Abstract
Introduction: A significant proportion of patients who present to the Emergency Department with Community Acquired Pneumonia have been pre-treated with antibiotics in primary care. Little is known whether such patients carry a different outcome to those who are “antibiotic naive” pre-admission.
Aim: To test for association between “pre-hospital” antibiotic treatment and two measures of outcome: In-hospital mortality and Length Of Stay (LOS).

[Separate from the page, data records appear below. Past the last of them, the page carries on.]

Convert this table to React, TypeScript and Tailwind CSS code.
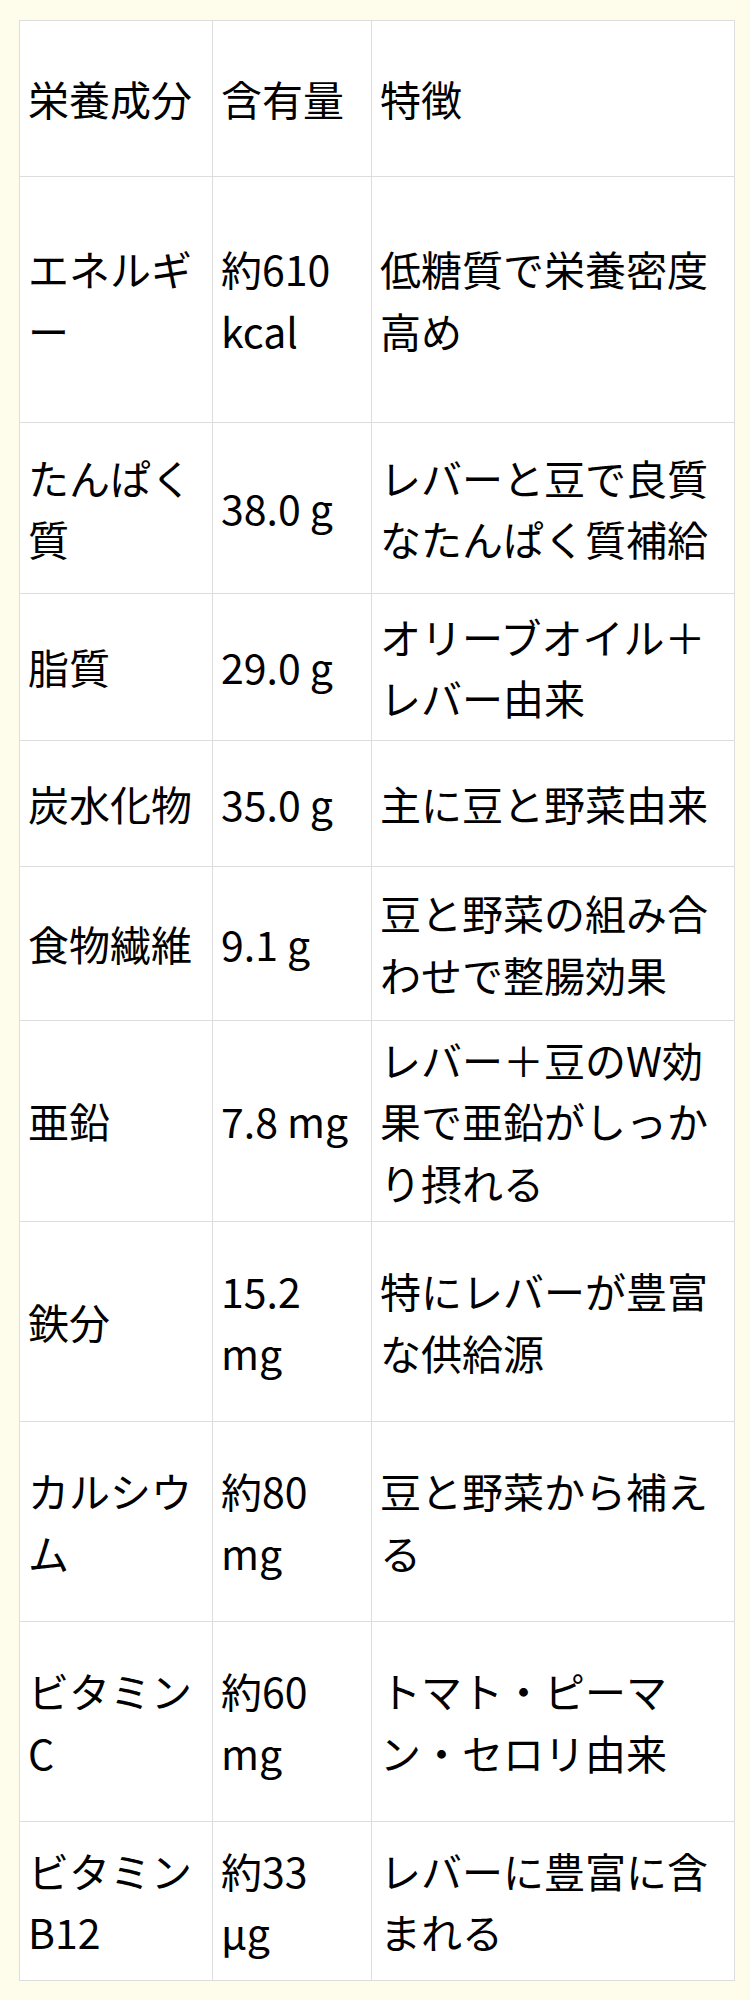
const rows = [
  { name: "エネルギー", amount: "約610 kcal", note: "低糖質で栄養密度高め", h: "h-[246px]" },
  { name: "たんぱく質", amount: "38.0 g", note: "レバーと豆で良質なたんぱく質補給", h: "h-[171px]" },
  { name: "脂質", amount: "29.0 g", note: "オリーブオイル＋レバー由来", h: "h-[147px]" },
  { name: "炭水化物", amount: "35.0 g", note: "主に豆と野菜由来", h: "h-[126px]" },
  { name: "食物繊維", amount: "9.1 g", note: "豆と野菜の組み合わせで整腸効果", h: "h-[154px]" },
  { name: "亜鉛", amount: "7.8 mg", note: "レバー＋豆のW効果で亜鉛がしっかり摂れる", h: "h-[201px]" },
  { name: "鉄分", amount: "15.2 mg", note: "特にレバーが豊富な供給源", h: "h-[200px]" },
  { name: "カルシウム", amount: "約80 mg", note: "豆と野菜から補える", h: "h-[200px]" },
  { name: "ビタミンC", amount: "約60 mg", note: "トマト・ピーマン・セロリ由来", h: "h-[200px]" },
  { name: "ビタミンB12", amount: "約33 µg", note: "レバーに豊富に含まれる", h: "h-[159px]" },
];

const cell = "border border-[#dddddd] px-2 align-middle font-normal text-left";

export default function App() {
  return (
    <div className="min-h-[2000px] bg-[#fefcea] pt-[20px] pl-[19px] font-['Noto_Sans_CJK_JP',sans-serif] text-[41px] leading-[1.5] text-black">
      <table className="w-[716px] table-fixed border-collapse bg-white">
        <colgroup>
          <col className="w-[193px]" />
          <col className="w-[159px]" />
          <col />
        </colgroup>
        <thead>
          <tr className="h-[156px]">
            <th className={cell}>栄養成分</th>
            <th className={cell}>含有量</th>
            <th className={cell}>特徴</th>
          </tr>
        </thead>
        <tbody>
          {rows.map((r) => (
            <tr key={r.name} className={r.h}>
              <td className={cell}>{r.name}</td>
              <td className={cell}>{r.amount}</td>
              <td className={cell}>{r.note}</td>
            </tr>
          ))}
        </tbody>
      </table>
    </div>
  );
}
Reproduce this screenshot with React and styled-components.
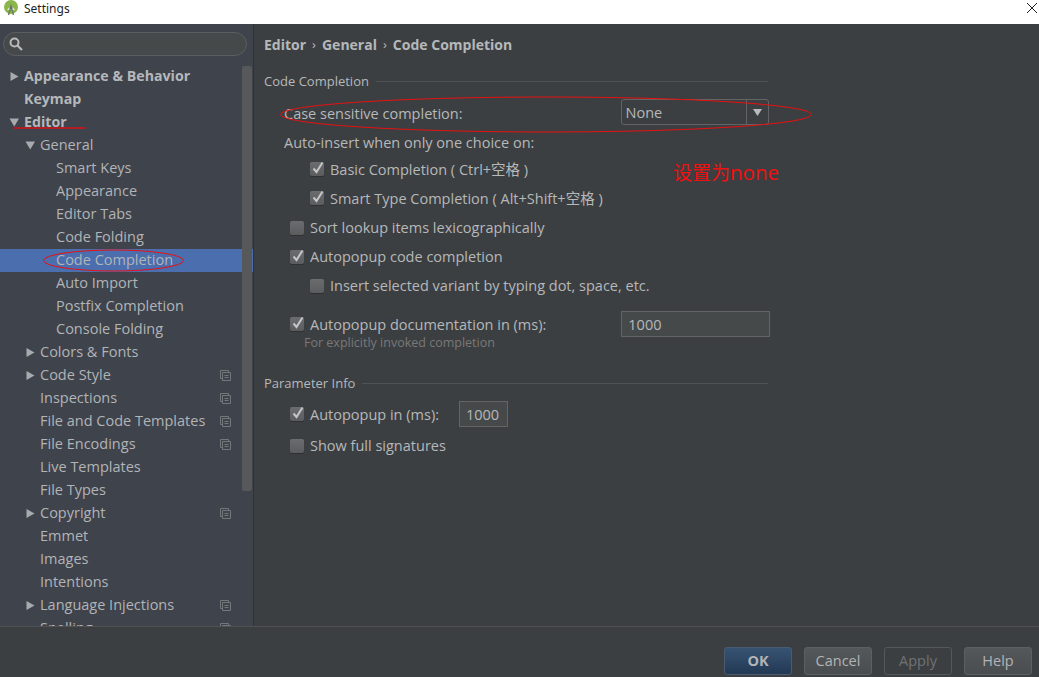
import React from "react";
import styled, { createGlobalStyle } from "styled-components";

const Global = createGlobalStyle`
  html, body { margin: 0; padding: 0; background: #3c3f41; }
  * { box-sizing: border-box; }
  #root { width: 1039px; height: 677px; overflow: hidden; }
`;
const FONT = `"Open Sans", "Noto Sans", "Noto Sans CJK SC", sans-serif`;

const Page = styled.div`
  position: relative; width: 1039px; height: 677px; display: flex; flex-direction: column;
  background: #3c3f41; color: #b6b8ba; font-family: ${FONT}; font-size: 14.5px; overflow: hidden;
`;
const TitleBar = styled.div`
  height: 24px; flex: none; background: #fff; color: #222; display: flex; align-items: center;
  padding: 0 0 8px 4px; font-size: 12px; font-family: "Noto Sans", sans-serif;
`;
const TitleText = styled.span` margin-left: 6px; flex: 1; `;
const Body = styled.div` flex: 1; display: flex; min-height: 0; `;
const Sidebar = styled.div`
  position: relative; width: 254px; flex: none; background: #3f434c; border-right: 1px solid #323232;
  overflow: hidden; padding: 8px 0 0 0; display: flex; flex-direction: column;
`;
const Search = styled.div`
  height: 24px; width: 244px; margin-left: 3px; border-radius: 12px; border: 1px solid #5b5e60;
  background: #45494a; display: flex; align-items: center; padding-left: 4px; flex: none;
`;
const Tree = styled.div` margin-top: 9px; flex: none; `;
const Row = styled.div`
  height: 23px; display: flex; align-items: center; position: relative; white-space: nowrap;
  padding-left: ${p => p.$level * 16 + 24}px; padding-bottom: 2px;
  font-weight: ${p => (p.$bold ? 700 : 400)};
  font-size: ${p => (p.$bold ? "14.2px" : "14.5px")};
  background: ${p => (p.$selected ? "#4b6eaf" : "transparent")};
  color: ${p => (p.$bold ? "#b5b8ba" : "#b2b4b6")};
`;
const Arrow = styled.svg`
  position: absolute; left: ${p => p.$level * 16 + 9}px; top: 6px; width: 11px; height: 11px; fill: #a8abad;
`;
const Copy = styled.svg`
  position: absolute; left: 220px; top: 6px; width: 11px; height: 11px; fill: none; stroke: #74777a; stroke-width: 1;
`;
const Scrollbar = styled.div`
  position: absolute; left: 242px; top: 42px; width: 10px; height: 425px; background: #565859; border-radius: 2px;
`;
const Main = styled.div` flex: 1; padding: 7px 0 0 10px; min-width: 0; `;
const Crumbs = styled.div`
  height: 26px; display: flex; align-items: center; gap: 6px; font-weight: 700; color: #b5b8ba; font-size: 14px;
`;
const Sep = styled.span` font-weight: 400; font-size: 13px; `;
const SectionHead = styled.div`
  width: 504px; display: flex; align-items: center; gap: 7px; height: 20px; font-size: 13px;
  margin-top: ${p => p.$top}px;
  &::after { content: ""; flex: 1; height: 1px; background: #505254; }
`;
const FormRow = styled.div`
  display: flex; align-items: center; height: ${p => p.$h || 29}px; padding-left: ${p => p.$indent}px;
  margin-top: ${p => p.$top || 0}px;
`;
const Label = styled.span` white-space: nowrap; `;
const Spacer = styled.div` width: ${p => p.$w}px; flex: none; `;
const Box = styled.span`
  width: 14px; height: 14px; flex: none; margin-right: 6px; border-radius: 2px; position: relative;
  background: linear-gradient(#6a6c6e, #5a5c5e); box-shadow: 0 1px 0 #2e3031; display: inline-block;
  svg { position: absolute; left: 1px; top: -2px; }
`;
const Select = styled.div`
  width: 148px; height: 26px; margin-top: -2px; border: 1px solid #646464; border-radius: 3px; display: flex; align-items: center;
  padding-left: 4px; background: #3c3f41;
`;
const SelectValue = styled.span` flex: 1; `;
const SelectButton = styled.span`
  width: 22px; height: 24px; border-left: 1px solid #646464; display: flex; align-items: center; justify-content: center;
`;
const Field = styled.div`
  width: ${p => p.$w}px; height: 26px; border: 1px solid #646464; background: #45494a; display: flex;
  align-items: center; padding-left: 6px; flex: none;
`;
const Hint = styled.div`
  height: 16px; margin-top: -3px; padding-left: 40px; font-size: 12.5px; color: #787878;
`;
const Footer = styled.div`
  height: 51px; flex: none; border-top: 1px solid #515151; display: flex; justify-content: flex-end;
  gap: 12px; padding: 20px 7px 0 0; background: #3c3f41;
`;
const Button = styled.div`
  width: 68px; height: 28px; border-radius: 3px; display: flex; align-items: center; justify-content: center;
  padding-bottom: 2px;
  border: 1px solid ${p => (p.$primary ? "#4a5c72" : p.$disabled ? "#555759" : "#5e6060")};
  background: ${p => (p.$primary ? "linear-gradient(#375373, #233954)" : p.$disabled ? "transparent" : "linear-gradient(#54585a, #4a4d4f)")};
  color: ${p => (p.$disabled ? "#707274" : "#b2b4b6")};
  font-weight: ${p => (p.$primary ? 700 : 400)};
`;
const Note = styled.div`
  position: absolute; left: 673px; top: 159px; color: #f01010; font-size: 19px; line-height: 26px; white-space: nowrap;
  font-family: "Open Sans", "Noto Sans CJK SC", sans-serif;
`;
const NoteLatin = styled.span` font-size: 20.5px; `;
const Ink = styled.svg`
  position: absolute; left: 0; top: 0; width: 1039px; height: 677px; pointer-events: none; fill: none;
`;

const tree = [
  ["Appearance & Behavior", 0, "r", 1], ["Keymap", 0, "", 1], ["Editor", 0, "d", 1],
  ["General", 1, "d"], ["Smart Keys", 2], ["Appearance", 2], ["Editor Tabs", 2], ["Code Folding", 2],
  ["Code Completion", 2, "", 0, 0, 1], ["Auto Import", 2], ["Postfix Completion", 2], ["Console Folding", 2],
  ["Colors & Fonts", 1, "r"], ["Code Style", 1, "r", 0, 1], ["Inspections", 1, "", 0, 1],
  ["File and Code Templates", 1, "", 0, 1], ["File Encodings", 1, "", 0, 1], ["Live Templates", 1], ["File Types", 1],
  ["Copyright", 1, "r", 0, 1], ["Emmet", 1], ["Images", 1], ["Intentions", 1],
  ["Language Injections", 1, "r", 0, 1], ["Spelling", 1, "", 0, 1],
];

const Check = ({ on }) => (
  <Box>
    {on && (
      <svg width="14" height="15" viewBox="0 0 14 15">
        <path d="M2.5 8.5 L5.5 12 L11.5 2.5" fill="none" stroke="#c4c6c8" strokeWidth="2" />
      </svg>
    )}
  </Box>
);

const CheckRow = ({ indent, on, children, ...rest }) => (
  <FormRow $indent={indent} {...rest}>
    <Check on={on} />
    <Label>{children}</Label>
  </FormRow>
);

export default function App() {
  return (
    <Page>
      <Global />
      <TitleBar>
        <svg width="14" height="16" viewBox="0 0 14 16">
          <circle cx="7" cy="7" r="7" fill="#8ab64a" />
          <path d="M3 10 Q7 3 11 10 Z" fill="#e8f0e0" />
          <path d="M4.5 15 L7 6 L9.5 15" stroke="#6d7a6a" strokeWidth="1.4" fill="none" />
          <circle cx="7" cy="8" r="1.4" fill="#5f6f58" />
        </svg>
        <TitleText>Settings</TitleText>
        <svg width="14" height="14" viewBox="0 0 14 14">
          <path d="M2 2 L12 12 M12 2 L2 12" stroke="#222" strokeWidth="1" />
        </svg>
      </TitleBar>
      <Body>
        <Sidebar>
          <Search>
            <svg width="16" height="16" viewBox="0 0 16 16">
              <circle cx="6.5" cy="6.5" r="4" fill="none" stroke="#b8babc" strokeWidth="2" />
              <path d="M9.5 9.5 L14 14" stroke="#b8babc" strokeWidth="2.2" />
            </svg>
          </Search>
          <Tree>
            {tree.map(([name, level, arrow, bold, copy, sel]) => (
              <Row key={name} $level={level} $bold={bold} $selected={sel}>
                {arrow === "r" && (
                  <Arrow $level={level} viewBox="0 0 11 11"><path d="M1.5 1 L9.5 5.5 L1.5 10 Z" /></Arrow>
                )}
                {arrow === "d" && (
                  <Arrow $level={level} viewBox="0 0 11 11"><path d="M0.5 1.5 L10 1.5 L5.25 9.5 Z" /></Arrow>
                )}
                {name}
                {copy ? (
                  <Copy viewBox="0 0 11 11">
                    <path d="M2.5 8.5 H0.5 V0.5 H8.5 V2.5" />
                    <path d="M2.5 2.5 H10.5 V10.5 H2.5 Z M4.5 5.5 H8.5 M4.5 7.5 H8.5" />
                  </Copy>
                ) : null}
              </Row>
            ))}
          </Tree>
          <Scrollbar />
        </Sidebar>
        <Main>
          <Crumbs>
            <span>Editor</span><Sep>›</Sep><span>General</span><Sep>›</Sep><span>Code Completion</span>
          </Crumbs>
          <SectionHead $top={14}>Code Completion</SectionHead>
          <FormRow $indent={20} $h={26} $top={9}>
            <Label>Case sensitive completion:</Label>
            <Spacer $w={158} />
            <Select>
              <SelectValue>None</SelectValue>
              <SelectButton>
                <svg width="9" height="7" viewBox="0 0 9 7"><path d="M0 0 H9 L4.5 7 Z" fill="#b8babc" /></svg>
              </SelectButton>
            </Select>
          </FormRow>
          <FormRow $indent={20} $h={29} $top={2}><Label>Auto-insert when only one choice on:</Label></FormRow>
          <CheckRow indent={46} on $top={-3}>Basic Completion ( Ctrl+空格 )</CheckRow>
          <CheckRow indent={46} on>Smart Type Completion ( Alt+Shift+空格 )</CheckRow>
          <CheckRow indent={26} $top={1}>Sort lookup items lexicographically</CheckRow>
          <CheckRow indent={26} on>Autopopup code completion</CheckRow>
          <CheckRow indent={46}>Insert selected variant by typing dot, space, etc.</CheckRow>
          <FormRow $indent={26} $h={26} $top={11}>
            <Check on />
            <Label>Autopopup documentation in (ms):</Label>
            <Spacer $w={75} />
            <Field $w={149}>1000</Field>
          </FormRow>
          <Hint>For explicitly invoked completion</Hint>
          <SectionHead $top={23}>Parameter Info</SectionHead>
          <FormRow $indent={26} $h={26} $top={8}>
            <Check on />
            <Label>Autopopup in (ms):</Label>
            <Spacer $w={20} />
            <Field $w={49}>1000</Field>
          </FormRow>
          <CheckRow indent={26} $top={4}>Show full signatures</CheckRow>
        </Main>
      </Body>
      <Footer>
        <Button $primary>OK</Button>
        <Button>Cancel</Button>
        <Button $disabled>Apply</Button>
        <Button>Help</Button>
      </Footer>
      <Note>设置为<NoteLatin>none</NoteLatin></Note>
      <Ink viewBox="0 0 1039 677">
        <ellipse cx="546" cy="114.5" rx="265.5" ry="17.5" stroke="#e81010" strokeWidth="1" />
        <ellipse cx="113.5" cy="260.5" rx="70" ry="10.5" stroke="#e81010" strokeWidth="1" />
        <path d="M14 128 H85" stroke="#d81018" strokeWidth="1.5" />
      </Ink>
    </Page>
  );
}
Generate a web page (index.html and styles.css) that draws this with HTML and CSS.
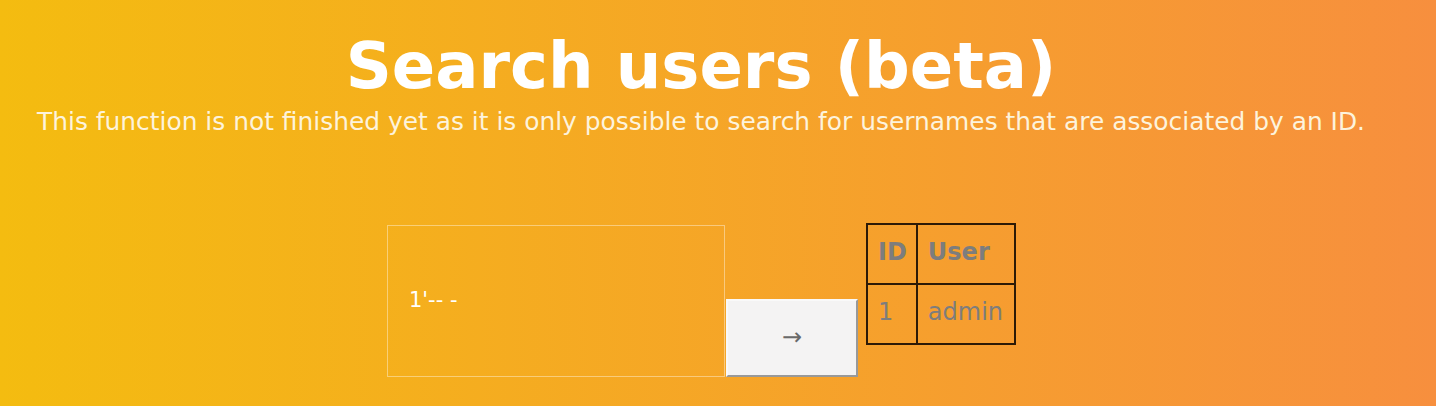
FILE: index.html
```html
<!DOCTYPE html>
<html lang="en">
<head>
<meta charset="utf-8">
<title>Search users (beta)</title>
<link rel="stylesheet" href="styles.css">
</head>
<body>
<main class="page">
  <header class="intro">
    <h1 class="title">Search users (beta)</h1>
    <p class="lead">This function is not finished yet as it is only possible to search for usernames that are associated by an ID.</p>
  </header>
  <section class="search">
    <form class="search-form">
      <input class="search-input" type="text" value="1'-- -">
      <button class="search-btn" type="button">→</button>
    </form>
    <table class="results">
      <tr><th class="col-id">ID</th><th class="col-user">User</th></tr>
      <tr><td class="col-id">1</td><td class="col-user">admin</td></tr>
    </table>
  </section>
</main>
</body>
</html>
```

FILE: styles.css
```css
html, body {
  margin: 0;
  padding: 0;
}
body {
  font-family: "DejaVu Sans", sans-serif;
  background: linear-gradient(to right, #f4bc10, #f78f3e);
  min-height: 100vh;
  color: #fff;
}
.page {
  width: 1402px;
  min-height: 406px;
  padding-top: 29px;
  box-sizing: border-box;
}
.intro {
  text-align: center;
}
.title {
  margin: 0;
  font-size: 64px;
  font-weight: bold;
  line-height: 74px;
  color: #fff;
}
.lead {
  margin: 5px 0 0;
  font-size: 24.9px;
  line-height: 28px;
  color: #fdf3dc;
}
.search {
  display: flex;
  justify-content: center;
  align-items: flex-start;
  margin-top: 88px;
}
.search-form {
  display: flex;
  align-items: flex-end;
  margin: 1px 0 0;
  padding-left: 1px;
}
.search-input {
  width: 338px;
  height: 152px;
  box-sizing: border-box;
  background: transparent;
  border: 1px solid rgba(255, 255, 255, 0.4);
  padding: 0 0 3px 21px;
  font-family: "DejaVu Sans", sans-serif;
  font-size: 21px;
  color: #fff;
  outline: none;
  margin: 0;
}
.search-btn {
  width: 132px;
  height: 78px;
  box-sizing: border-box;
  margin: 0 0 0 1px;
  background: #f4f3f3;
  border: 2px solid;
  border-color: #f9f9f9 #999999 #999999 #f9f9f9;
  font-family: "DejaVu Sans", sans-serif;
  font-size: 24px;
  line-height: 28px;
  color: #6a6a6a;
  padding: 0 0 2px;
}
.results {
  margin-left: 8px;
  margin-top: -1px;
  border-collapse: collapse;
  border: 2px solid #2d1a06;
  font-size: 24px;
  color: #7d7d7d;
}
.results th,
.results td {
  border: 2px solid #2d1a06;
  padding: 13px 10px 17px 10px;
  line-height: 28px;
  text-align: left;
}
.results .col-id {
  padding-right: 9px;
}
.results .col-user {
  padding-right: 11px;
}
.results th {
  font-weight: bold;
}
.results td {
  font-weight: normal;
}
```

Methodology: We analysed the prospectively collected Advancing Quality (AQ) database of patients admitted with CAP to 9 acute hospitals in the Northwest of England between October 2015-16
Results: 6348 subjects (mean age 72 (SD 16) years; 50% male) were admitted with CAP during the study period. Of those, 17% (1059/6348) were pre-treated with antibiotics, 78% (4973/6348) were antibiotic naive and pre-treatment status was uncertain in 5% (316/6348). The in hospital mortality was 18.6% (197/1059) for the pre-treatment group compared to 13.2% (658/4973) in the antibiotic naive group (p<0.001) but no significant difference was observed in LOS (8.83 (11.1) v 9.41 (11.9) days; p<0.13). The Charlson Co-Morbidity index was significantly higher in the pre-treatment group (10.89 (10.54) v 9.70 (9.74)) but no significant differences were observed in age or CURB-65 between the groups.
Conclusion: In subjects requiring hospital admission for CAP, an increased mortality was noted in those who had received antibiotics pre-admission. Further studies are required to understand the mechanisms underlying this association and the benefit of pathways risk stratifying CAP by co-morbidity.